**Problem requirements:**
Search the data for the word "index" and copy every line that contains it.

**Information shown:**
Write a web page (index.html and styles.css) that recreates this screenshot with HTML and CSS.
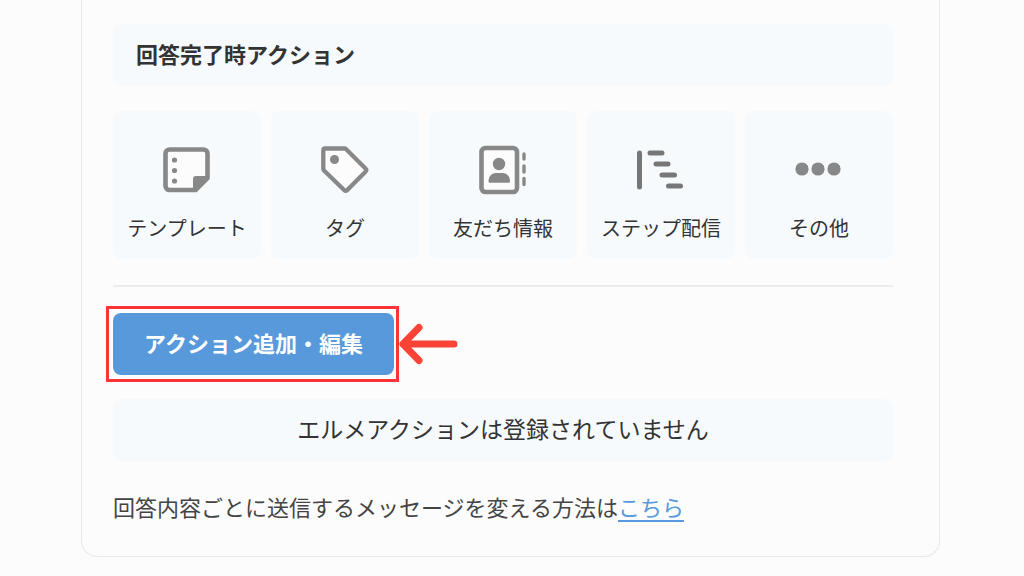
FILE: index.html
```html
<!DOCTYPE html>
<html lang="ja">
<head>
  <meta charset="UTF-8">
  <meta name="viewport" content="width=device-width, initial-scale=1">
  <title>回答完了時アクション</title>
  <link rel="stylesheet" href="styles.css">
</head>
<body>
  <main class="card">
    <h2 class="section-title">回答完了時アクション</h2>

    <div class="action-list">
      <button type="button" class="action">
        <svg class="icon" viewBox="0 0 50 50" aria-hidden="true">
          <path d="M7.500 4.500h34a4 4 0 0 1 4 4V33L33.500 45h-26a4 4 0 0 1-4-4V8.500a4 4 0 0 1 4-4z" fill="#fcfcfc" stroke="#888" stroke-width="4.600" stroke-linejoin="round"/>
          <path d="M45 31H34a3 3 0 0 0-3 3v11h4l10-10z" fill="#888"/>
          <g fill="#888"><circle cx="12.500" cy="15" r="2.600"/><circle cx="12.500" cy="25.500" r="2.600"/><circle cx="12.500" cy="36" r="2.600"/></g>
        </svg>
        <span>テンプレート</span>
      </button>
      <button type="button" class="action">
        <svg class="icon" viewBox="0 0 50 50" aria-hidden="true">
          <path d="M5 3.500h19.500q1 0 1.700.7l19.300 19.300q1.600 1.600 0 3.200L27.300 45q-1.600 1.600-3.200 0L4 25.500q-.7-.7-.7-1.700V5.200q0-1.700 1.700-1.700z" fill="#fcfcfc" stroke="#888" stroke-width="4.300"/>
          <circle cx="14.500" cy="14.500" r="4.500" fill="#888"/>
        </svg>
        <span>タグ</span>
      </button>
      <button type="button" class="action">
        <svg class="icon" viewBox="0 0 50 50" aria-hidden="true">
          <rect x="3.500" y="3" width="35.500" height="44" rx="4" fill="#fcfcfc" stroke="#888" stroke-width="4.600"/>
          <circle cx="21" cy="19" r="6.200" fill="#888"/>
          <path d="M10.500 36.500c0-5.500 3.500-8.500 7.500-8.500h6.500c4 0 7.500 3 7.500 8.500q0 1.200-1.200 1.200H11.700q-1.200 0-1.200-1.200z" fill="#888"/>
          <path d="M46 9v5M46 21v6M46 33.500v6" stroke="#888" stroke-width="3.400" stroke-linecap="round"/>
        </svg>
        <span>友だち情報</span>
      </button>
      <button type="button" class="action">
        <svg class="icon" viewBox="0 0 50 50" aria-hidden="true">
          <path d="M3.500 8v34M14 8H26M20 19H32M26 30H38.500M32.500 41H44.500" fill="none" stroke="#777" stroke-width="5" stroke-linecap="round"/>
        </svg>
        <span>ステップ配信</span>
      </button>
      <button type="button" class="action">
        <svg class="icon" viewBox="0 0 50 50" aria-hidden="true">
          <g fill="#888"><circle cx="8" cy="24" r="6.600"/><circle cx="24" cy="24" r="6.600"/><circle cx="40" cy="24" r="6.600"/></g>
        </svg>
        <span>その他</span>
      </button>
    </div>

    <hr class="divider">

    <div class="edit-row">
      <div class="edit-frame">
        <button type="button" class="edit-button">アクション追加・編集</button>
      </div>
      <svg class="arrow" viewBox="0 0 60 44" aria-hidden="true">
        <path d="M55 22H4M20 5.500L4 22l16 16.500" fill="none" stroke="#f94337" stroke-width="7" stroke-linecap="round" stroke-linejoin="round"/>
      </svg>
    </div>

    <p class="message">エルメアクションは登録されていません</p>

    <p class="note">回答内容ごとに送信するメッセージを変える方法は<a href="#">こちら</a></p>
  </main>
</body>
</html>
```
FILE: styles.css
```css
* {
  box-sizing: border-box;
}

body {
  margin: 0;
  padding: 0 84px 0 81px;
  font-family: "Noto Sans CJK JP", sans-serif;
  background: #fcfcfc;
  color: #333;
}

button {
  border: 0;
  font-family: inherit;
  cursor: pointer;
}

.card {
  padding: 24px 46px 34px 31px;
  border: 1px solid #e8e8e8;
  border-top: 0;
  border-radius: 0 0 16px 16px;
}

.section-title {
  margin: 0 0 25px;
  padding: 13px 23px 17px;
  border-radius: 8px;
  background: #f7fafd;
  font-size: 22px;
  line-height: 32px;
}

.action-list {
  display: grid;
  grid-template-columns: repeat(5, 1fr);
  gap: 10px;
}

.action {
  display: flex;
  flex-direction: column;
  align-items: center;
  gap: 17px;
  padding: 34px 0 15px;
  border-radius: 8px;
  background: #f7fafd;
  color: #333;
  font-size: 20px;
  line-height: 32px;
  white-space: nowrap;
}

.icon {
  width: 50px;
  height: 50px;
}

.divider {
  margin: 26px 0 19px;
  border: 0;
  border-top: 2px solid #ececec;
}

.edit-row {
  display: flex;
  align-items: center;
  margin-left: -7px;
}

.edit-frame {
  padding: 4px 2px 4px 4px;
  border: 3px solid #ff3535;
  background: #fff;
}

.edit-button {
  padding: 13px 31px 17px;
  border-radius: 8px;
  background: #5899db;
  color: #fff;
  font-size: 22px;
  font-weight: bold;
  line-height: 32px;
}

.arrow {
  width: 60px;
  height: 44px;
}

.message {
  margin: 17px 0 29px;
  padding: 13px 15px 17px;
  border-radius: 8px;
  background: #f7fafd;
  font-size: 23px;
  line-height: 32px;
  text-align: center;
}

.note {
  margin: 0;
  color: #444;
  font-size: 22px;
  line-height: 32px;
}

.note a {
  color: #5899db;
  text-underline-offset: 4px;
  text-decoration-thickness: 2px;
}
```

**Task solution:**
Write a web page (index.html and styles.css) that recreates this screenshot with HTML and CSS.
FILE: index.html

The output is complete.